The Long (and detailed)
I just added a file to scrape the nysenate.gov for senator and committee information. This file depends heavily on the awesome BeautifulSoup library for python. It just makes finding information in pages incredibly easy and almost natural, right out of the box.
The scraping process takes a long time though (remote server response times), so I've been using the cPickle standard module to save data in between sessions and save data for library usage once its fully assembled. In the future I'll be looking into multi-threading the scraping process to make it faster and so that I can do multi-threading. I've always wanted to get into that but never really had to before.
Once the information is stored into the .dat file it can be pulled into the Open Legislation Library. This is primarily done by replacing name references to Senators and Committees with their corresponding objects, filled with the scraped data. By doing this we gain access to two main things:
- Committee Relationships: We can now directly find senators by their committee relationships in ways that we could only infer (after much work) before.

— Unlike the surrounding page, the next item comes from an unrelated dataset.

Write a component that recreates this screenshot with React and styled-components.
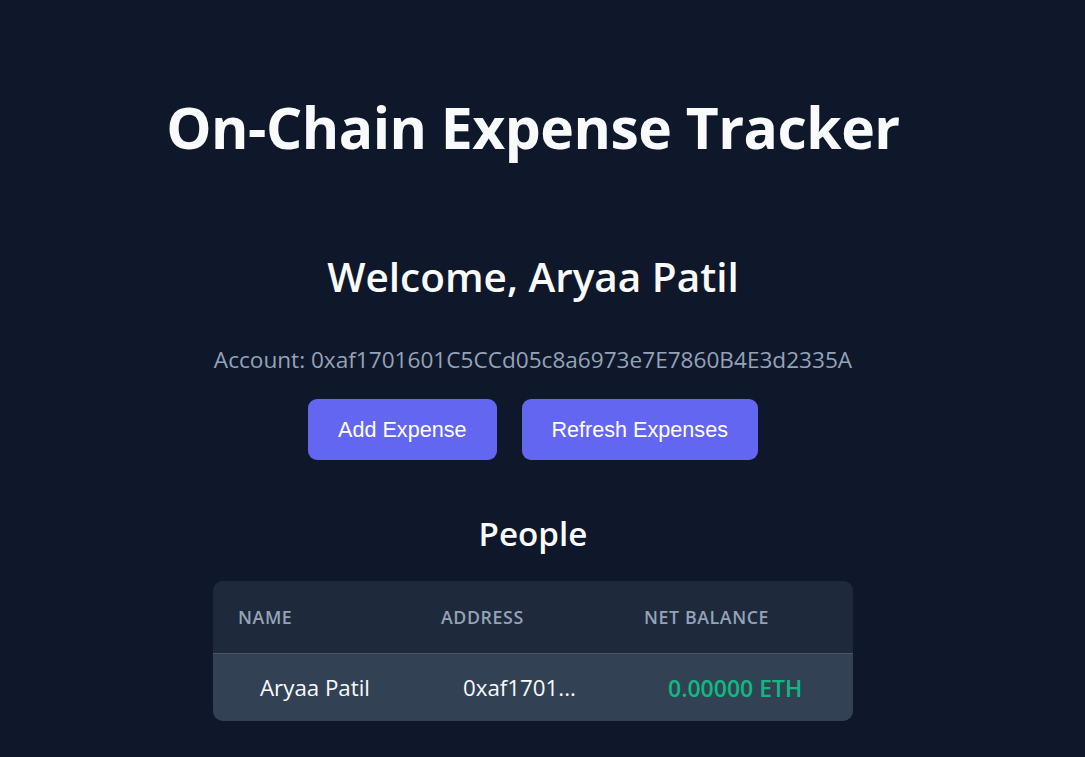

- Senator Details: We can also place the senators in context by having direct access to the parties they are affiliated with, the committees they sit on, and the leadership positions they hold. They aren't just another name in the cloud.
Looking Forward
Things are starting to fall in place and things are looking up.
There are still a few fairly major issues that need to be dealt with.
- When search results are pulled down, they don't contain very good information. To get all the useful information you need to make separate queries to the server for each object. This is slow and painful to do manually. Fortunately, I'm fixing this on the other end and the problem will go away shortly.
- You still need to make all your queries through the OpenLegislation client. I'd like to provide hooks into the Objects somehow to automatically create the requests and fill themselves when asked by a user. Still looking into this.
Setup.py
Firmant
I swear, I'm still looking to move over there (and self host my blog), its just not a simple process (yet)...at least as far as I know. Its been busy but I'll get there.